Akamai is branching out from its Web-acceleration roots to accelerate any enterprise IP-based application delivered over the Internet, with its new IP Application Accelerator service.
Willie Tejada, vice president of application performance solutions at Akamai, said content on the Internet has transcended from raw content, or brochure-ware, to application data. “Enterprises are under pressure to deliver applications globally, while still having centralized control, and all of it
needs to be fast and cost-effective,” he told InternetNews.com.
The IP Application Accelerator will work with all IP-based enterprise applications, though Tejada noted that those with a real-time element, such as VoIP or conferencing, will benefit the most.
Real-time IP applications are the most beneficial because they have the most
to gain from Akamai’s network. Akamai has its own Edge network of over
27,000 servers that deliver accelerated traffic with less latency than the
public Internet.
“Real-time applications suffer from latency on the Internet,” Tejada noted.
“Much of unique features of IP accelerator are about delivering private
network quality over the Internet.”
The way the IP Accelerator works is Akamai places a device in an enterprise
datacenter, which provides what Tejada described as an onramp to Akamai’s
Edge network. In so doing Akamai acceleration gets closer to the datacenter
and all those who connect through it. However, the real magic sauce, according to Tejada, is the Akamai software, running on the hardware device itself, that provides the IP application acceleration.

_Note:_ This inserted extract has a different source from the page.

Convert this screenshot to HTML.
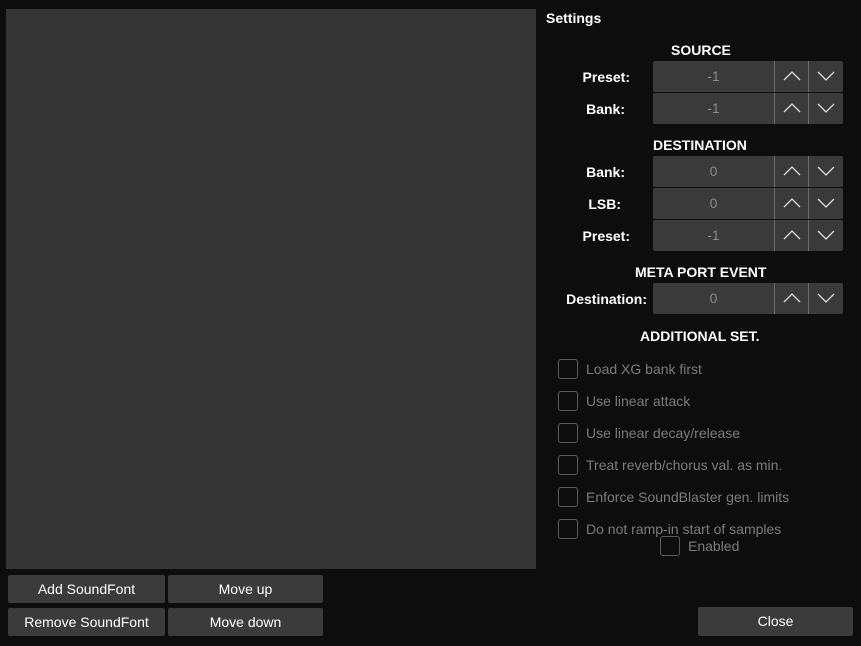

The enterprise application acceleration space is hotly contested,
with myriad vendors including Citrix, Riverbed, Silver Peak, Cisco, Juniper, Packateer and many others claiming their respective solutions accelerate traffic
best.
For Akamai, it’s the Edge network that provides the competitive
differentiation.
“If you take a look at the Akamai footprint, the ability to have an edge
region close to a customers’ datacenter infrastructure and end users gives
us the ability to isolate the middle mile and do it for the arbitrary user,”
Tejada explained.
The middle mile, said Tejada, is the segment between Akamai servers where users that don’t have access to the accelerated
Akamai network are at the mercy of the public Internet and the
latency that it may bring with it.
The goal with Akamai’s IP Application Accelerator from a release standpoint
will be to have multiple software releases per year, each with the aim of
expanding acceleration.
“More acceleration is better in our space,” Tejada said. “When I say more
acceleration I’m talking about more acceleration for the existing type of
applications that we support, as well as more acceleration for the apps we
don’t support. We see people deploying private networks, such as MPLS
“So providing application acceleration that spans the public Internet and can also be access via a carrier partner are other areas we’re focused on.”